Firing Line, who had finished second behind Dortmund in both the Los Alamitos Futurity (G1) and the Robert Lewis (G2) before romping to a 14 ¼-length victory in the Sunland Park Derby (G3), loomed as a win threat in the Derby right up until the closing yards of the 1 ¼-mile first leg of the Triple Crown.

“Disappointed? Not for me. Not for us. It’s just for the horse. He didn’t deserve to lose. Maybe even if the horse, American Pharoah, that won the race were to lose, he wouldn’t have deserved to lose because both horses ran a huge race,” Santamaria said. “Too bad we couldn’t have two winners in the same race, unless it’s a dead-heat, but 99 percent of the time there is just one winner. We know we have a chance in the next race. We’ll see.”

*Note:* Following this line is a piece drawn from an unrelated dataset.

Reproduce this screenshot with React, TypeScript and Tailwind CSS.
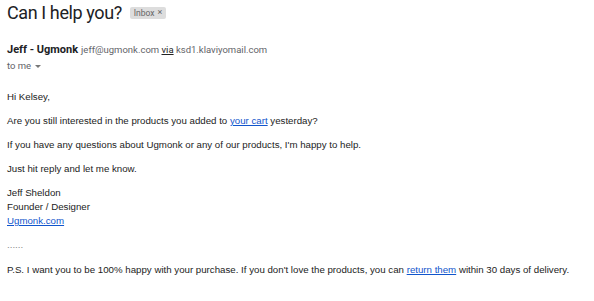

Firing Line is housed in Stall 1 of Barn 42, which has not been the home to any recent Kentucky Derby winners, but in the early 1990s, it was the place to be for the Preakness. Hansel had the stall in 1991 and Pine Bluff was there a year later for the Derby. Both lost in the Derby but won two weeks later in Baltimore.


American Pharoah, Firing Line and Kaleem Shah’s Dortmund are being pointed to the Middle Jewel of the Triple Crown at Pimlico on May 16. All are scheduled to remain at Churchill Downs until flying to Baltimore on Wednesday, May 13.

The owners of Stanford notified Maryland Jockey Club officials that the Todd Pletcher-trained colt is a ‘go’ for the Preakness. Stanford was entered in Saturday’s Kentucky Derby but was scratched Thursday. Also under consideration for the 140th Preakness are Danzig Moon, a troubled fifth in the Derby; Divining Rod, who captured the Lexington Stakes (G3) at Keeneland on April 11; Mr. Z, who ran into traffic during a 13th-place Derby finish; International Star, who was scratched from the Derby with a minor foot injury; and Bodhisattva, the winner of the Federico Tesio Stakes at Pimlico on April 18.

The Baffert-trained duo of American Pharoah and Dortmund walked the shedrow at Barn 33 at Churchill Downs.

While American Pharoah and Dortmund enjoyed a leisurely morning, there was still plenty of activity for the Baffert crew.

After the morning renovation break, Kaleem Shah’s Luminance worked six furlongs in 1:13 under Chris Landeros. Runner-up in the Santa Anita Oaks (G1) in her most recent start, Luminance is considered as a probable starter in the $250,000 Black-Eyed Susan (G2) on May 15 at Pimlico.

Meanwhile, trainer D. Wayne Lukas hoped that a Preakness run is in the cards for Mr. Z, who is also owned by the Zayat Stables.

“I haven’t talked to Mr. (Ahmed) Zayat, but we will get together,” Lukas said. “My vote would be to go. He never got a chance to run. We were the whipping boy, but you get that in an 18-horse field.”

Lukas plans to be in Baltimore for Preakness Weekend with runners expected in several undercard stakes both days.

Trainer Kiaran McLaughlin notified Maryland Jockey Club officials Monday morning that Transparent is being pointed to the $300,000 Pimlico Special (G3) on May 15. The son of Bernardini is coming off an optional claiming allowance victory at Keeneland.

The Ackerley Brothers Farm’s Bold Conquest, considered as a possible starter in the $100,000 Sir Barton at 1 1/16 miles on the Preakness  undercard, worked five furlongs in 1:00.80 early Monday morning at Churchill Downs for trainer Steve Asmussen.